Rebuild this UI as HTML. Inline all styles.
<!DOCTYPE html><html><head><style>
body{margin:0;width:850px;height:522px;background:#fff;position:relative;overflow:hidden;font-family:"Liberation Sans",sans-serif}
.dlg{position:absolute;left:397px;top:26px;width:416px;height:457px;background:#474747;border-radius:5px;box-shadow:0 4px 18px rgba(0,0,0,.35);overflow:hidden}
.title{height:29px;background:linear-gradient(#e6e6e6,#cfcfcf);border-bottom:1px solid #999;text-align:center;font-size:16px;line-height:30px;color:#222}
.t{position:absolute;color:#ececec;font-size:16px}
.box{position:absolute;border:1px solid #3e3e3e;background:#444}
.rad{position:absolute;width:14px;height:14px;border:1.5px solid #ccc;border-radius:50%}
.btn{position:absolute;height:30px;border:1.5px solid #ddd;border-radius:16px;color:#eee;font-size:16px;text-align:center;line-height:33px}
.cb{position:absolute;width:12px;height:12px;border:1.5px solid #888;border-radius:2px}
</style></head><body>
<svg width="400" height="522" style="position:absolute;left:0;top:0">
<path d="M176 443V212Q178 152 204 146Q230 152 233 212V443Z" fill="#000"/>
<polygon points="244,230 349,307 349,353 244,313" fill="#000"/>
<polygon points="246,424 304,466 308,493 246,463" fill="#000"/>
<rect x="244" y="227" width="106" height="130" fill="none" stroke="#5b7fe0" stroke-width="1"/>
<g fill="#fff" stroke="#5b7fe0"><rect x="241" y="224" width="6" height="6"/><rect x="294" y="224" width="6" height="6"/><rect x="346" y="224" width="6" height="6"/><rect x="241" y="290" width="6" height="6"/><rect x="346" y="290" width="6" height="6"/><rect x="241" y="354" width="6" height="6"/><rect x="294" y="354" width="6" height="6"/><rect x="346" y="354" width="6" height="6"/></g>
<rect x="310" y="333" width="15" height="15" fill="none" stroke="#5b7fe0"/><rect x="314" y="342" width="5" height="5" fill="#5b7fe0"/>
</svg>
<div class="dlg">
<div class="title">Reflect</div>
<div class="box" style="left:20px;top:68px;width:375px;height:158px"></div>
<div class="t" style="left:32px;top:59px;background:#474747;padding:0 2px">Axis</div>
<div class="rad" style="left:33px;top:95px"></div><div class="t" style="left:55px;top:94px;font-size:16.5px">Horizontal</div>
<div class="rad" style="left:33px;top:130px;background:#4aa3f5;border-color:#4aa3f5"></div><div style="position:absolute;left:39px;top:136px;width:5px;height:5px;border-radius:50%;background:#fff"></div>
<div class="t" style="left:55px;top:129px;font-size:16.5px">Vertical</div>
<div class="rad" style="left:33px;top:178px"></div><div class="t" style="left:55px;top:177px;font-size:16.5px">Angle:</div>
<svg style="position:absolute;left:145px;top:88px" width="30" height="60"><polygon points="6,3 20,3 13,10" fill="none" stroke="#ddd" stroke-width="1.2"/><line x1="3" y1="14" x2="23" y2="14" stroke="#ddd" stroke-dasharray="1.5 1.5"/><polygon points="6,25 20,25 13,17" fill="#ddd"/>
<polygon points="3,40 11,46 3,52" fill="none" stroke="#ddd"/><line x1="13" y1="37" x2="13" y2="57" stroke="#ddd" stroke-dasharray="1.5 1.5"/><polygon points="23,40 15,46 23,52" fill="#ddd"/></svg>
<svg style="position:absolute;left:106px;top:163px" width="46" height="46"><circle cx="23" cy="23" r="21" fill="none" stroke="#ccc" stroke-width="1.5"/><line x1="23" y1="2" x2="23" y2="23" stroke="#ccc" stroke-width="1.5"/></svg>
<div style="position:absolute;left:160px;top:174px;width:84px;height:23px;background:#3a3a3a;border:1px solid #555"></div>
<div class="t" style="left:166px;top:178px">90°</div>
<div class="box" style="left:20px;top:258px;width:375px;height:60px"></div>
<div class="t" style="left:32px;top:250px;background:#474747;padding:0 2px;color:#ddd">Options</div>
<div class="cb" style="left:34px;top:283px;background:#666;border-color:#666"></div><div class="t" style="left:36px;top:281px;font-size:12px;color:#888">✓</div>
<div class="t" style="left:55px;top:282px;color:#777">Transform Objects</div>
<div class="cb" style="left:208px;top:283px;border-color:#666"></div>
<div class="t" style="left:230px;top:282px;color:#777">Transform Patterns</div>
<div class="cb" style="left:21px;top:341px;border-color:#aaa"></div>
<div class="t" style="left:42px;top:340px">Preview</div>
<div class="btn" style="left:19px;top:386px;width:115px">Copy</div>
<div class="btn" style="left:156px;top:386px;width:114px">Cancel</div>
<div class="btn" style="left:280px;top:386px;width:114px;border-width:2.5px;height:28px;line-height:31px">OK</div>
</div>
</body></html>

▶ [Task to carry out] Repeat the whole listing exactly, keeping every line intact.

▶ [Correct answer]
Rebuild this UI as HTML. Inline all styles.
<!DOCTYPE html><html><head><style>
body{margin:0;width:850px;height:522px;background:#fff;position:relative;overflow:hidden;font-family:"Liberation Sans",sans-serif}
.dlg{position:absolute;left:397px;top:26px;width:416px;height:457px;background:#474747;border-radius:5px;box-shadow:0 4px 18px rgba(0,0,0,.35);overflow:hidden}
.title{height:29px;background:linear-gradient(#e6e6e6,#cfcfcf);border-bottom:1px solid #999;text-align:center;font-size:16px;line-height:30px;color:#222}
.t{position:absolute;color:#ececec;font-size:16px}
.box{position:absolute;border:1px solid #3e3e3e;background:#444}
.rad{position:absolute;width:14px;height:14px;border:1.5px solid #ccc;border-radius:50%}
.btn{position:absolute;height:30px;border:1.5px solid #ddd;border-radius:16px;color:#eee;font-size:16px;text-align:center;line-height:33px}
.cb{position:absolute;width:12px;height:12px;border:1.5px solid #888;border-radius:2px}
</style></head><body>
<svg width="400" height="522" style="position:absolute;left:0;top:0">
<path d="M176 443V212Q178 152 204 146Q230 152 233 212V443Z" fill="#000"/>
<polygon points="244,230 349,307 349,353 244,313" fill="#000"/>
<polygon points="246,424 304,466 308,493 246,463" fill="#000"/>
<rect x="244" y="227" width="106" height="130" fill="none" stroke="#5b7fe0" stroke-width="1"/>
<g fill="#fff" stroke="#5b7fe0"><rect x="241" y="224" width="6" height="6"/><rect x="294" y="224" width="6" height="6"/><rect x="346" y="224" width="6" height="6"/><rect x="241" y="290" width="6" height="6"/><rect x="346" y="290" width="6" height="6"/><rect x="241" y="354" width="6" height="6"/><rect x="294" y="354" width="6" height="6"/><rect x="346" y="354" width="6" height="6"/></g>
<rect x="310" y="333" width="15" height="15" fill="none" stroke="#5b7fe0"/><rect x="314" y="342" width="5" height="5" fill="#5b7fe0"/>
</svg>
<div class="dlg">
<div class="title">Reflect</div>
<div class="box" style="left:20px;top:68px;width:375px;height:158px"></div>
<div class="t" style="left:32px;top:59px;background:#474747;padding:0 2px">Axis</div>
<div class="rad" style="left:33px;top:95px"></div><div class="t" style="left:55px;top:94px;font-size:16.5px">Horizontal</div>
<div class="rad" style="left:33px;top:130px;background:#4aa3f5;border-color:#4aa3f5"></div><div style="position:absolute;left:39px;top:136px;width:5px;height:5px;border-radius:50%;background:#fff"></div>
<div class="t" style="left:55px;top:129px;font-size:16.5px">Vertical</div>
<div class="rad" style="left:33px;top:178px"></div><div class="t" style="left:55px;top:177px;font-size:16.5px">Angle:</div>
<svg style="position:absolute;left:145px;top:88px" width="30" height="60"><polygon points="6,3 20,3 13,10" fill="none" stroke="#ddd" stroke-width="1.2"/><line x1="3" y1="14" x2="23" y2="14" stroke="#ddd" stroke-dasharray="1.5 1.5"/><polygon points="6,25 20,25 13,17" fill="#ddd"/>
<polygon points="3,40 11,46 3,52" fill="none" stroke="#ddd"/><line x1="13" y1="37" x2="13" y2="57" stroke="#ddd" stroke-dasharray="1.5 1.5"/><polygon points="23,40 15,46 23,52" fill="#ddd"/></svg>
<svg style="position:absolute;left:106px;top:163px" width="46" height="46"><circle cx="23" cy="23" r="21" fill="none" stroke="#ccc" stroke-width="1.5"/><line x1="23" y1="2" x2="23" y2="23" stroke="#ccc" stroke-width="1.5"/></svg>
<div style="position:absolute;left:160px;top:174px;width:84px;height:23px;background:#3a3a3a;border:1px solid #555"></div>
<div class="t" style="left:166px;top:178px">90°</div>
<div class="box" style="left:20px;top:258px;width:375px;height:60px"></div>
<div class="t" style="left:32px;top:250px;background:#474747;padding:0 2px;color:#ddd">Options</div>
<div class="cb" style="left:34px;top:283px;background:#666;border-color:#666"></div><div class="t" style="left:36px;top:281px;font-size:12px;color:#888">✓</div>
<div class="t" style="left:55px;top:282px;color:#777">Transform Objects</div>
<div class="cb" style="left:208px;top:283px;border-color:#666"></div>
<div class="t" style="left:230px;top:282px;color:#777">Transform Patterns</div>
<div class="cb" style="left:21px;top:341px;border-color:#aaa"></div>
<div class="t" style="left:42px;top:340px">Preview</div>
<div class="btn" style="left:19px;top:386px;width:115px">Copy</div>
<div class="btn" style="left:156px;top:386px;width:114px">Cancel</div>
<div class="btn" style="left:280px;top:386px;width:114px;border-width:2.5px;height:28px;line-height:31px">OK</div>
</div>
</body></html>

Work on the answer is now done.